Determine whether you want to work with financial professionals or handle your own investments. Professionals can help you through every step of the investment process, but you will have to pay for their services. Some charge a percentage of earnings gained through investments, while others charge a fee per service. Find out what type of maintenance fees you'll have to pay the professional or the brokerage company. Fees can vary from one professional to another and may depend on whether the individual works as an independent agent or is affiliated with an investment company. If you understand finances, you may want to handle your own investments.
Come up with a financial game plan. You need to determine what your future spending goals will be. Do you want a house? What quality of life do you want when you retire? Questions like these will allow you to get a practical look at the amount of money you will need for your future. This amount can help you decide how aggressive you want to be in investing your income.
Factor saving money into your budget. If you don't have a budget, create one. Treat saving money as an expense; this will help you set aside funds every month. A good rule of thumb is to put 10 percent of your income toward your investment strategy, even if initially you have only a savings account.
Decide when and how you want to invest your savings. Diversify your investments to include stocks, annuities, bonds, exchanged-traded funds and mutual funds, according to AARP. Traditionally, mutual funds and bonds have a lower investment risk than stocks and annuities, returning more than a savings account but less than stocks or annuities. Purchase mutual funds and bonds from government and non-profit organizations raising money to fund community based products, such as new schools, roads or water purification systems. Stocks and annuities have a higher risk due to the volatility of the market, but may bring you the highest return on investment.
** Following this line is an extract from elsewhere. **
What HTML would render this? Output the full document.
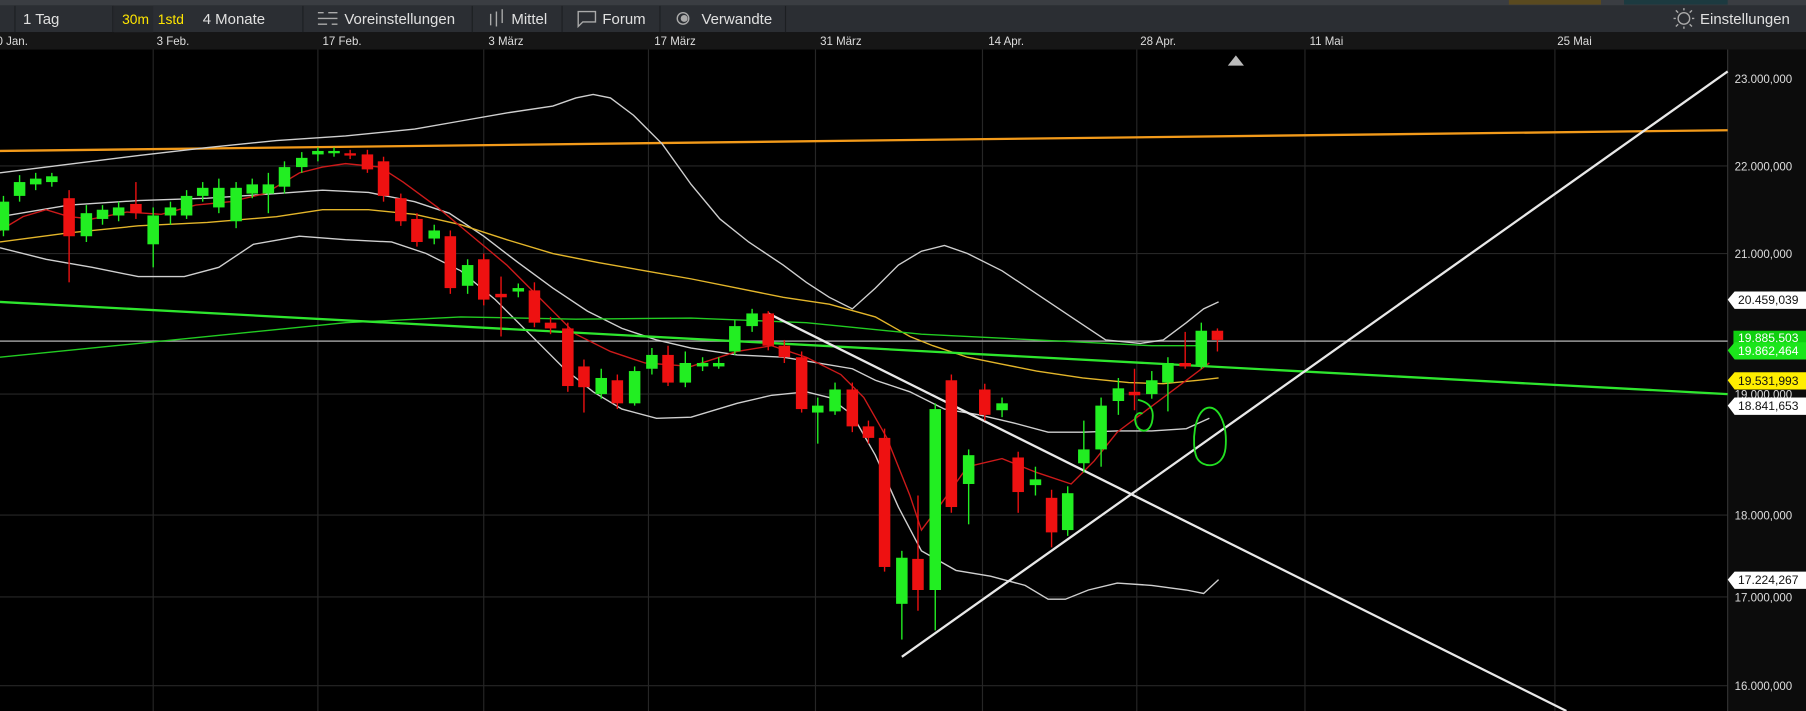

Look into your employer's retirement options, such as a 401k plan. The sooner you begin investing, the more money you will make through compounded interest, according to the U.S. Department of Labor. With a 401k plan, you can contribute a portion of your pretaxable income to the account, and your employer may match a percentage of your investment, according to CNN Money. You do not pay taxes on the interest earned by the 401k; however, you will pay taxes when you begin deducting the funds from the account.
Evaluate how much risk you want to take with your money. Your investment strategy may depend on where you are in life; for example, couples with two incomes and no children may find it easier to invest more money early on, before they start raising a family. The level of risk you are willing to take may change as well. If you are just starting, you may find it easier to gamble on higher-returning investments. As you near retirement, you may prefer to be more conservative in your investments.
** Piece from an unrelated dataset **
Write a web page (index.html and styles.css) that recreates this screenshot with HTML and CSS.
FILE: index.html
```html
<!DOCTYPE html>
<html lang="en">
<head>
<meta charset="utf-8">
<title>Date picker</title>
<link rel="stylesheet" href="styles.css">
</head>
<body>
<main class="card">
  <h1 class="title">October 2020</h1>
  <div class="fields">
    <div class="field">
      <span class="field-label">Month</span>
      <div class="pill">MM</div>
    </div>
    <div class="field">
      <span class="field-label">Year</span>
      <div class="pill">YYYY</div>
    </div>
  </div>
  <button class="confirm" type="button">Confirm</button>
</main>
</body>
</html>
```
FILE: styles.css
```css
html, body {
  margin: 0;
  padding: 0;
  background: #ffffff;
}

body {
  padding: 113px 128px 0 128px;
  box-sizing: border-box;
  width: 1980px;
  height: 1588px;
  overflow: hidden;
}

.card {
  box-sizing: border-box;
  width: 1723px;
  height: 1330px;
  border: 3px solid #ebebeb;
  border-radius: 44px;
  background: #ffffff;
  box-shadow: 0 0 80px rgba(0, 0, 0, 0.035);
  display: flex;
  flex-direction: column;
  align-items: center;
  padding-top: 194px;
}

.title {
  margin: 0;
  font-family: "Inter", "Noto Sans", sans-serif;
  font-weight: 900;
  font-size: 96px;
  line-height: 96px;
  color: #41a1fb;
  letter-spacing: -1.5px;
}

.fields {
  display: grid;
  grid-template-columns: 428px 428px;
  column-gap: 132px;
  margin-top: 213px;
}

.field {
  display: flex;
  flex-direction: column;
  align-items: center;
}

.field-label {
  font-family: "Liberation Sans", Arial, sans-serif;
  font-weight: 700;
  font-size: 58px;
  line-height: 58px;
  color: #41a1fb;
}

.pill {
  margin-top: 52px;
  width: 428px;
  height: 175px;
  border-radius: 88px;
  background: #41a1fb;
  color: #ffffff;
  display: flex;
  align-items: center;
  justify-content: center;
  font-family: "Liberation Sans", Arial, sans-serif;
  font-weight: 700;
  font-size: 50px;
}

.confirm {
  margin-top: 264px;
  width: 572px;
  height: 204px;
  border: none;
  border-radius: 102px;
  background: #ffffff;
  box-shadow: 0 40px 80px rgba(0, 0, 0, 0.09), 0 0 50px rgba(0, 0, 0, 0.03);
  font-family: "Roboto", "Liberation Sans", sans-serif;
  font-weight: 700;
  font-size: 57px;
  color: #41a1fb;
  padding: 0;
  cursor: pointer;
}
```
Open the necessary accounts to begin investing. You may work with a mutual fund investment company or a financial professional, or you can do it on your own using online services that offer self-management options.
Monitor your accounts at least once a year and continually revise your investment plan. What works for you in the early years of investing may not be a great fit for you later. You'll want to make sure your investment strategy continues to meet your financial goals.